Este é também um processo histórico: as tendências do futuro se entrelaçam com os resquícios do passado; e a realidade dos fatos coexiste com sua percepção, sempre imperfeita, diferenciada, contraditória, na consciência social. Os médicos, para tomarmos um exemplo entre muitos, duas gerações atrás eram de fato, via de regra, profissionais liberais. Hoje, renderam-se em massa ao assalariamento, explícito ou camuflado, ainda que este seja um processo inconcluso na sua objetividade e mais ainda na imagem que a categoria projeta de si própria.

A diferenciação, fragmentação, em certos casos pulverização da classe dos asssalariados produtivos de capital, é outro fenômeno que reclama exame mais profundo. Também aqui, a tendência dominante na superfície convive com seu contrário que impera nos subterrâneos da ordem econômico-social. Na superfície dos espaços geográficos, a classe efetivamente se desconcentra – e isso de fato acarreta não poucos desafios para sua ação social e política imediata. Porém, o que ocorre nas profundezas das relações de propriedade e de trabalho? O capital se concentra, e se rearranja em uma rígida hierarquia de subordinações intracapitalistas. A força de trabalho que ele contrata pode estar espalhada por incontáveis estabelecimentos, empresas, cidades e países, submetida a relações contratuais muito distintas, mas nem por isso deixa de formar, no fundo, uma classe única e crescentemente coesionada no conteúdo de sua condição de antípoda da burguesia. Nesta esfera, nem sempre evidente, mas em última instância, decisiva, a tendência à polarização crescente da sociedade burguesa, apontada no Manifesto Comunista, mantém integral atualidade.

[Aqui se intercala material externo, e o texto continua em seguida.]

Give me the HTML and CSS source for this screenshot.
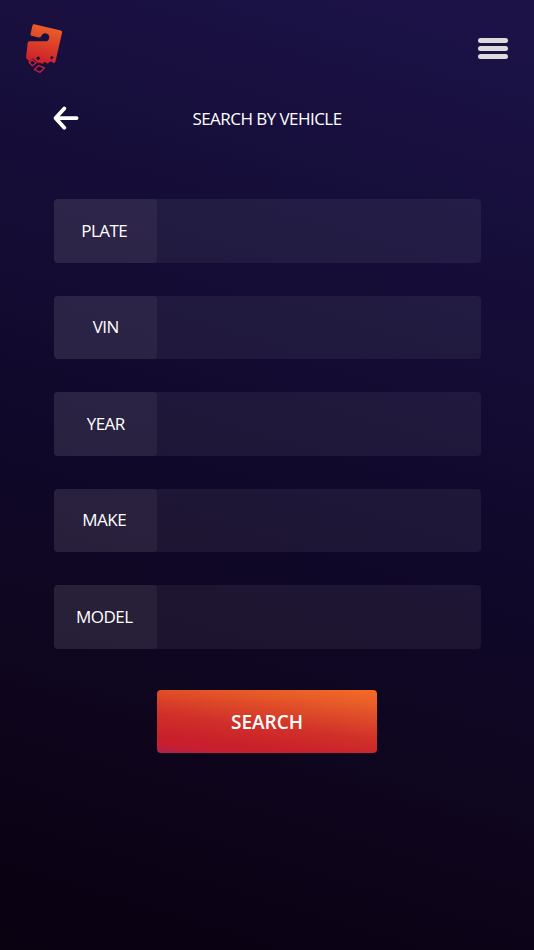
FILE: index.html
```html
<!DOCTYPE html>
<html lang="en">
<head>
  <meta charset="UTF-8" />
  <meta name="viewport" content="width=device-width, initial-scale=1.0" />
  <title>Search by Vehicle</title>
  <link rel="stylesheet" href="styles.css">
</head>
<body>
  <div class="app">
    <header class="topbar">
      <svg class="logo" width="40" height="52" viewBox="24 22 40 52">
        <defs>
          <linearGradient id="logoFill" gradientUnits="userSpaceOnUse" x1="50" y1="24" x2="40" y2="74">
            <stop offset="0" stop-color="#ed6428" />
            <stop offset="0.45" stop-color="#d93c29" />
            <stop offset="0.78" stop-color="#cc202c" />
            <stop offset="1" stop-color="#b52148" />
          </linearGradient>
        </defs>
        <path fill="url(#logoFill)" fill-rule="evenodd" d="M34.2 24.3 L60.9 30.5 Q62.5 31 62.1 32.6 L55.4 61.8 Q55 63.5 53.4 63 L50.6 61.3 L47.5 63.8 L44.8 61.8 L42.4 64 L39.8 62.4 L38.3 63.6 L35.8 60.8 L33 58.6 L29.6 61.2 L26.7 58.9 Q26 58.3 26.1 57.1 L27.7 42.8 Q28 41.3 29.5 41.3 L45.3 41.3 A4 4 0 1 0 41.7 35.4 Q40.7 37.9 38.6 37.4 L31.4 35.7 Q30.2 35.3 30.5 34 L32.6 25.3 Q32.9 24 34.2 24.3 Z M38.3 56.3 L40.3 58.3 L38.2 60.3 L36 58.3 Z M52 55.9 L53.6 57.6 L51.6 59.4 L50 57.5 Z" />
        <g fill="none" stroke="url(#logoFill)" stroke-width="1.4" stroke-linejoin="round">
          <path d="M29 62.3 L32.7 60 L36.2 62.7 L32.4 65.7 Z" />
          <path d="M38.6 65.6 L44.4 67.9 L40.1 72.3 L34.4 69.6 Z" />
        </g>
      </svg>
      <button class="menu-btn" aria-label="Menu">
        <span></span>
        <span></span>
        <span></span>
      </button>
    </header>

    <div class="title-row">
      <button class="back-btn" aria-label="Back">
        <svg width="26" height="24" viewBox="0 0 26 24">
          <path d="M11.3 2.4 L2.6 12.1 L11.3 21.7 M3 12.1 H23.6" />
        </svg>
      </button>
      <h1>SEARCH BY VEHICLE</h1>
    </div>

    <form class="search-form">
      <div class="field">
        <label for="plate">PLATE</label>
        <input id="plate" type="text" />
      </div>
      <div class="field">
        <label class="short" for="vin">VIN</label>
        <input id="vin" type="text" />
      </div>
      <div class="field">
        <label class="short" for="year">YEAR</label>
        <input id="year" type="text" />
      </div>
      <div class="field">
        <label for="make">MAKE</label>
        <input id="make" type="text" />
      </div>
      <div class="field">
        <label for="model">MODEL</label>
        <input id="model" type="text" />
      </div>
      <button class="search-btn" type="button">SEARCH</button>
    </form>
  </div>
</body>
</html>
```
FILE: styles.css
```css
* {
  box-sizing: border-box;
}
body {
  margin: 0;
  font-family: 'Open Sans', 'Noto Sans', sans-serif;
  color: #fff;
}
button {
  padding: 0;
  border: 0;
  background: none;
  font-family: inherit;
  color: inherit;
}
.app {
  height: 950px;
  overflow: hidden;
  background: linear-gradient(197deg, #1c1249 0%, #160e39 25%, #100829 54%, #0e051c 78%, #090010 100%);
}
.topbar {
  display: flex;
  justify-content: space-between;
  align-items: flex-start;
  height: 96px;
  padding: 22px 26px 0 24px;
}
.logo {
  display: block;
}
.menu-btn {
  display: flex;
  flex-direction: column;
  gap: 3px;
  margin-top: 16px;
}
.menu-btn span {
  width: 30px;
  height: 5px;
  border-radius: 2.5px;
  background: #dcdadb;
}
.title-row {
  display: grid;
  grid-template-columns: 54px 1fr 54px;
  align-items: center;
  height: 44px;
  padding: 0 53px;
}
.back-btn svg {
  display: block;
  fill: none;
  stroke: #fff;
  stroke-width: 3.8;
  stroke-linecap: round;
  stroke-linejoin: round;
}
h1 {
  margin: 1px 0 0;
  text-align: center;
  font-size: 17px;
  font-weight: 400;
  letter-spacing: -0.55px;
}
.search-form {
  display: flex;
  flex-direction: column;
  gap: 33px;
  padding: 59.4px 53.5px 0;
}
.field {
  display: flex;
  height: 63.5px;
  border-radius: 4px;
  background: rgba(255, 255, 255, 0.06);
}
.field label {
  display: flex;
  align-items: center;
  justify-content: center;
  width: 103.5px;
  padding: 0 2px 2px 0;
  border-radius: 4px;
  background: rgba(255, 255, 255, 0.05);
  font-size: 17px;
  letter-spacing: -0.5px;
}
.field .short {
  padding: 0 0 2px 1px;
}
.field input {
  flex: 1;
  min-width: 0;
  padding: 0 16px;
  border: 0;
  outline: none;
  background: none;
  font: inherit;
  color: inherit;
}
.search-btn {
  align-self: center;
  width: 220.5px;
  height: 63.5px;
  margin-top: 8px;
  border-radius: 4px;
  background: linear-gradient(187deg, #f46c25 0%, #e65a28 20%, #d03029 56%, #c9202b 80%, #c71f2f 90%, #a62350 100%);
  font-size: 19px;
  font-weight: 600;
}
```
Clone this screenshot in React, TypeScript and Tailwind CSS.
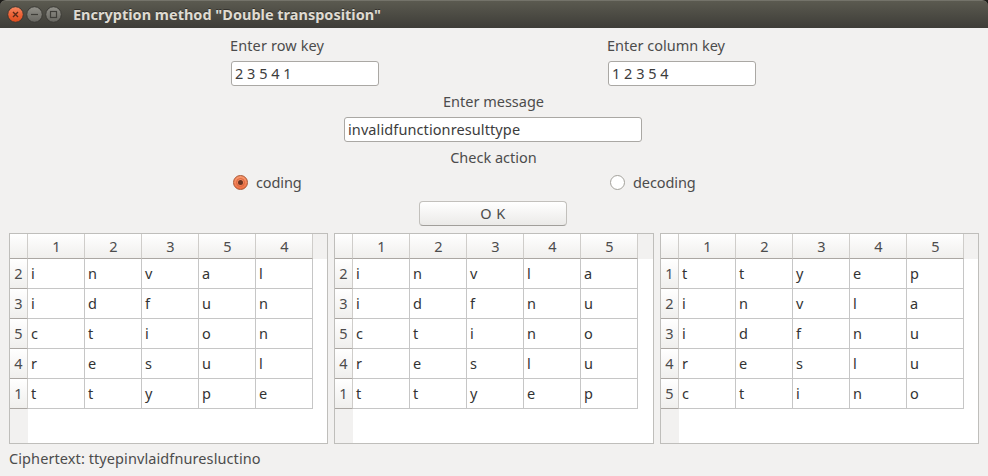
type Grid = { columns: string; rows: [string, string][]; width: string };

const grids: Grid[] = [
  {
    columns: "12354",
    rows: [["2", "inval"], ["3", "idfun"], ["5", "ction"], ["4", "resul"], ["1", "ttype"]],
    width: "w-[319px]",
  },
  {
    columns: "12345",
    rows: [["2", "invla"], ["3", "idfnu"], ["5", "ctino"], ["4", "reslu"], ["1", "ttyep"]],
    width: "w-[320px]",
  },
  {
    columns: "12345",
    rows: [["1", "ttyep"], ["2", "invla"], ["3", "idfnu"], ["4", "reslu"], ["5", "ctino"]],
    width: "w-[319px]",
  },
];

function TitleBar() {
  return (
    <div className="bg-[#1d1c19]">
      <header className="flex h-7 items-center rounded-t-[6px] border-t border-[#74736a] bg-gradient-to-b from-[#5b5a50] to-[#3e3d38] pl-[7px] text-[14.5px] font-bold text-[#dfdbd2]">
        <svg width="56" height="18" viewBox="0 0 56 18" fill="none">
          <defs>
            <linearGradient id="close" x1="0" y1="0" x2="0" y2="1">
              <stop offset="0" stopColor="#f68a64" />
              <stop offset="0.5" stopColor="#ee6337" />
              <stop offset="1" stopColor="#dc4c1d" />
            </linearGradient>
            <linearGradient id="control" x1="0" y1="0" x2="0" y2="1">
              <stop offset="0" stopColor="#92918a" />
              <stop offset="1" stopColor="#676660" />
            </linearGradient>
          </defs>
          <circle cx="8.5" cy="8.5" r="7.8" fill="url(#close)" stroke="#3b3832" />
          <circle cx="27.5" cy="8.5" r="7.8" fill="url(#control)" stroke="#3b3a35" />
          <circle cx="46.5" cy="8.5" r="7.8" fill="url(#control)" stroke="#3b3a35" />
          <path d="M6 6l5 5M11 6l-5 5" stroke="#5b2a18" strokeWidth="1.4" />
          <path d="M24 8.5h7" stroke="#3f3e39" strokeWidth="1.2" />
          <rect x="43.5" y="5.5" width="6" height="6" stroke="#3f3e39" strokeWidth="1.2" />
        </svg>
        <h1 className="ml-[10px] pb-[2px] whitespace-pre [text-shadow:0_-1px_0_#33322d]">Encryption method "Double transposition"</h1>
      </header>
    </div>
  );
}

function Field({ value, className }: { value: string; className: string }) {
  return (
    <input
      readOnly
      value={value}
      className={`block h-[25px] rounded-[3px] border border-[#aaa8a4] bg-white pb-[2px] pl-[3px] text-[#3c3c3c] outline-none ${className}`}
    />
  );
}

function Radio({ checked, label, className }: { checked?: boolean; label: string; className: string }) {
  return (
    <label className={`flex w-[377px] items-center ${className}`}>
      <span
        className={
          checked
            ? "flex size-[15px] items-center justify-center rounded-full border border-[#a9532f] bg-gradient-to-b from-[#f9996f] to-[#ee6f43]"
            : "flex size-[15px] rounded-full border border-[#a3a19b] bg-white"
        }
      >
        {checked && <span className="size-[9px] rounded-full border border-[#d9673f] bg-[#6b3523] bg-clip-content p-px" />}
      </span>
      <span className="ml-[8px]">{label}</span>
    </label>
  );
}

function TransposeTable({ columns, rows, width }: Grid) {
  return (
    <div className={`flex h-[211px] flex-col border border-[#bfbebb] bg-white ${width}`}>
      <div className="flex h-[25px] shrink-0 bg-[#f2f1f0]">
        <div className="w-[18px] border-r border-b border-r-[#cfcdca] border-b-[#aba7a3] bg-gradient-to-b from-white to-[#f0efed]" />
        {columns.split("").map((c) => (
          <div
            key={c}
            className="flex w-[57px] items-center justify-center border-r border-b border-r-[#cfcdca] border-b-[#aba7a3] bg-gradient-to-b from-white to-[#f0efed] pb-px pl-px"
          >
            {c}
          </div>
        ))}
      </div>
      {rows.map(([key, letters]) => (
        <div key={key} className="flex h-[30px] shrink-0">
          <div className="flex w-[18px] items-center justify-center border-r border-b border-r-[#cfcdca] border-b-[#aba7a3] bg-gradient-to-b from-white to-[#f0efed] pb-[2px]">
            {key}
          </div>
          {letters.split("").map((letter, i) => (
            <div key={i} className="flex w-[57px] items-center border-r border-b border-[#c6c6c6] pb-[2px] pl-[3px] text-[#333]">
              {letter}
            </div>
          ))}
        </div>
      ))}
      <div className="w-[18px] grow bg-[#f2f1f0]" />
    </div>
  );
}

export default function App() {
  return (
    <div className="h-[476px] w-[988px] overflow-hidden bg-[#f2f1f0] font-['Noto_Sans','Liberation_Sans',sans-serif] text-[14.5px] leading-[18px] text-[#4c4c4c]">
      <TitleBar />
      <div className="flex h-[33px] items-center pt-px pl-[230px]">
        <span className="w-[377px] tracking-[0.12px]">Enter row key</span>
        <span>Enter column key</span>
      </div>
      <div className="flex gap-[229px] pl-[231px]">
        <Field value="2 3 5 4 1" className="w-[148px]" />
        <Field value="1 2 3 5 4" className="w-[148px]" />
      </div>
      <div className="flex h-[31px] items-center justify-center pr-px pb-[2px]">Enter message</div>
      <Field value="invalidfunctionresulttype" className="ml-[344px] w-[298px] tracking-[0.1px]" />
      <div className="flex h-[31px] items-center justify-center pr-px pb-[2px]">Check action</div>
      <div className="flex h-[20px] items-center pb-[2px] pl-[233px]">
        <Radio checked label="coding" className="tracking-[-0.1px]" />
        <Radio label="decoding" className="tracking-[-0.1px]" />
      </div>
      <button className="mt-[8px] ml-[419px] flex h-[25px] w-[148px] items-center justify-center rounded-[4px] border border-[#c2c0bc] border-b-[#a19f9b] bg-gradient-to-b from-white to-[#ebeae8] pb-[2px] tracking-[0.4px]">
        O K
      </button>
      <main className="mt-[7px] flex justify-between pr-[9px] pl-[9px]">
        {grids.map((grid, i) => (
          <TransposeTable key={i} {...grid} />
        ))}
      </main>
      <p className="pt-[5px] pl-[9px] tracking-[0.09px]">Ciphertext: ttyepinvlaidfnuresluctino</p>
    </div>
  );
}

Vistas as coisas assim – no seu conteúdo e na sua tendência – podemos distinguir, em meio às vicissitudes deste começo de século, uma espécie de proletariado expandido. Seus contornos ainda não estão inteiramente dados. A própria velocidade da expansão, assim como as vitórias da burguesia no apagar das luzes do século passado, contribuem para retardar o amadurecimento da sua identidade de classe. No entanto, se o ser social determina a consciência social, mais dia menos dia esta identidade mais há de emergir da prática social contemporânea. E neste particular decisivo – nunca é demais sublinhar – o protagonismo cabe à subjetividade, à ação consciente da classe, de seus líderes e pensadores, de suas organizações e partidos.